Juergen Knoblich, a senior scientist and deputy director of the Institute of Molecular Biotechnology of the Austrian Academy of Sciences in Vienna, proposes a solution to this problem. His group uses stem cells or cells reprogrammed to act like stem cells, from humans, to grow miniature brains in a dish. These mini-brains are called organoids. Organoids have already been used in Zika virus research. This technique will allow several applications such as comparing organoids of diseased or mentally ill patients to healthy ones, test the effects of suspected gene mutations on the brain, test the effects of newly developed drugs on the brain, and more.
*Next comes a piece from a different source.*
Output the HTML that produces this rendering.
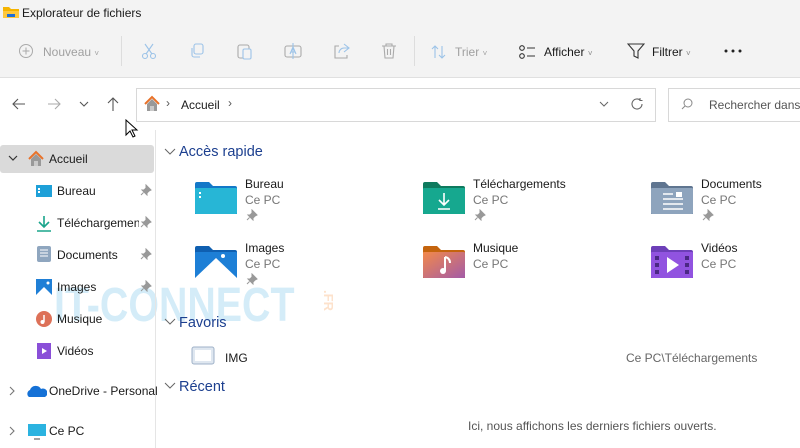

Besides consent to use a patient’s cells another major concern, is the emergence of consciousness in these organoids. Although, it seems unlikely that these miniature brains are developed enough to produce consciousness it cannot be ruled out. Furthermore, Knoblich does state that currently, the organoids do not have blood vessels and cannot survive too long without the proper supply of nutrients and the organoids are not organized like a real human brain. They are more like lumps of randomly assembled brain parts. Knoblich and his lab are working to correct these issues and the concern of consciousness may become more pressing.
Knoblich, J. A. (2017). LAB-BUILT BRAINS. (cover story). Scientific American, 316(1), 26-31.